In June 1982, Israel invaded Lebanon. Ariel Sharon, then Defense Minister, designed the operation to destroy the PLO, which had built its political and military infrastructure in West Beirut over the preceding decade. After months of siege and the systematic bombardment of civilian neighborhoods, the United States brokered an evacuation agreement: PLO fighters would leave Lebanon, and in exchange, explicit American guarantees would protect the Palestinian civilians remaining behind. Philip Habib, President Reagan’s special envoy and the American official who negotiated the evacuation’s terms, delivered those guarantees personally. Weeks later, the Phalangists—the Lebanese Christian right-wing militia that had fought alongside Israel throughout the invasion—entered Sabra and Shatila and massacred up to thirty-five hundred Palestinian refugees while Israeli forces controlled the perimeter and lit the night with flares. The guarantors did not intervene. The guarantee had secured departure. The massacre it was meant to prevent came anyway.
After the Oslo Accords in 1993, the PLO criminalized Palestinian resistance as Israeli settlement accelerated. The settler population grew from a hundred and ten thousand to nearly a million. But the figures miss what Oslo was. It was the moment the Palestinian leadership recognized Israel and received no recognition of a Palestinian state in return—trading the single instrument of pressure they possessed for a process Israel was never required to complete and never did.
The Palestinian Authority that emerged from Oslo managed the population of an occupation while the occupation expanded around it, made responsible for Israel’s security while Israel remained responsible for nothing, collecting taxes for a sovereignty it did not possess and policing a people whose dispossession it had agreed not to contest—arresting, in some cases at Israel’s direction, the same men and women who had sustained the intifada. Disarmament was offered in the name of the Peace Process, and the Peace Process delivered what its authors designed it to deliver: Israeli control of land, water, borders, and movement, ratified and enforced by Palestinian hands.
The language changes with the decade. Pacification. Security guarantees. The Peace Process. Demilitarization. The demand beneath the language does not. In each iteration: an armed Palestinian presence, a negotiated or coerced disarmament offered as the condition for something better, and then the something better that never arrives—replaced by the assault the disarmament made possible.

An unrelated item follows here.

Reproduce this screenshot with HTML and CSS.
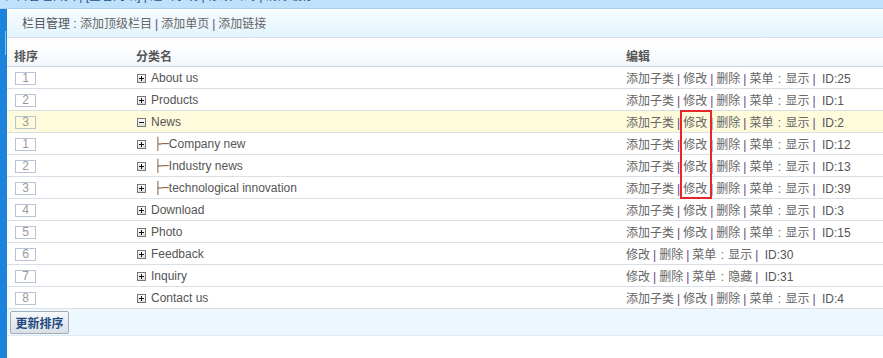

Hamas has said it will relinquish governance of Gaza—that another Palestinian body may administer civilian life there. What it will not do is disarm. Palestinians draw this distinction from the lessons of 1936, of Beirut, of Oslo. A disarmed population is a population subject to whatever its disarmers decide to do with it. A century of evidence has made the disarmers’ intentions sufficiently plain; no further demonstration is required. Ghassan Kanafani identified the structure in 1972: the local reactionary leadership, the surrounding Arab regimes, and the imperialist-Zionist alliance. The three enemies have not changed. What changes, in each iteration, is the combination in which they operate and the Palestinian community they fall upon.
To demand disarmament now—as Israel starves Gaza, displaces its population, destroys its infrastructure, and, week by week, tightens the pressure to cross into Egypt—is to demand the removal of the one obstacle standing between what is happening and its completion. Gaza will not be emptied with weapons in it. Every Palestinian who lived through 1948, or was born into its aftermath, or carries in their family the memory of a village that no longer exists on any map the Israeli state will acknowledge, understands why the weapons must go first. What Trump calls the condition of peace is the condition of expulsion.
The weapons are evidence that someone is still present, still counting, still refusing to be spirited across the border discreetly and circumspectly.